After all, you never have to call show if you know the output will be costly.

I thought this was mainly for REPL output? I just generally feel that if you have a var x and just want to see what it is on the REPL, that should never trigger anything that might block the REPL for a long time.

richardreeve commented 8 years ago

Absolutely, it is. When I said "call show", I meant type the name of the variable at the REPL. I understand the desire not to block the REPL for long periods of time, but the truth is we also want the REPL to be useful, and I don't think it's useful for the REPL to just spit out a tidied version of what you typed.

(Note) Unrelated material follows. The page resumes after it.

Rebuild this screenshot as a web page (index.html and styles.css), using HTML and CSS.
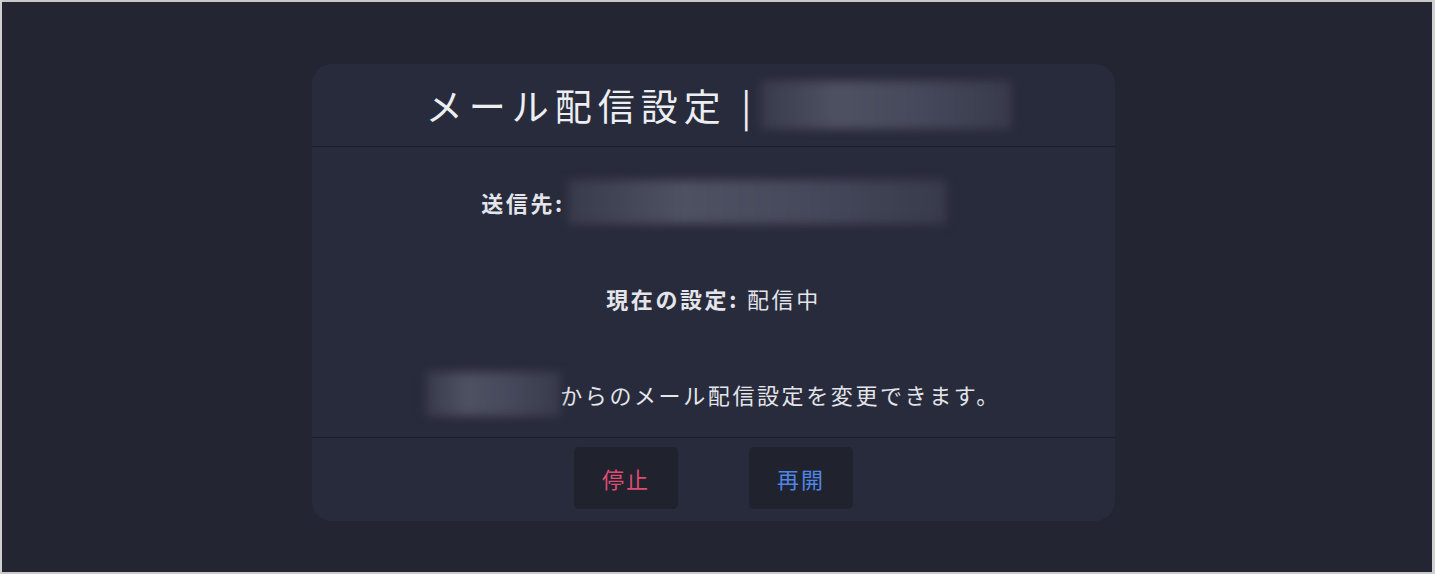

For instance, if I type:

julia> type MyDataSource end
julia> mydata = MyDataSource()
MyDataSource()
julia> @query mydata |>
           filter(a > .5)

I wouldn't find it helpful for it to return:

Data source: MyDataSource()
→→  jplyr.FilterNode with arguments:
        a > 0.5

As discussed above, you can always call showgraph on a Query if you want to see the graph structure without enforcing any computation.

It's quite possible I'm wrong about this - maybe most people have (a) hugely computationally expensive queries (b) where the whole result has to be calculated and can't be cached when you want a preview and (c) call show (at the REPL) when they don't want to see any results. However, my feeling is that most people at the REPL will want a preview, and if they have a computationally expensive task they will likely use SQL, in which case you're fine given the nature of SQL database interfaces, where you can ordinarily send a query to the database and start retrieving output from it, so there is caching and therefore low computational wastage.

I have cases where this argument might fail myself - in particular where I intend to use Dagger for distributed processing of massive arrays, which could potentially be formed into a query at some point - but I see this as a corner case which should not interfere with the general utility of the REPL.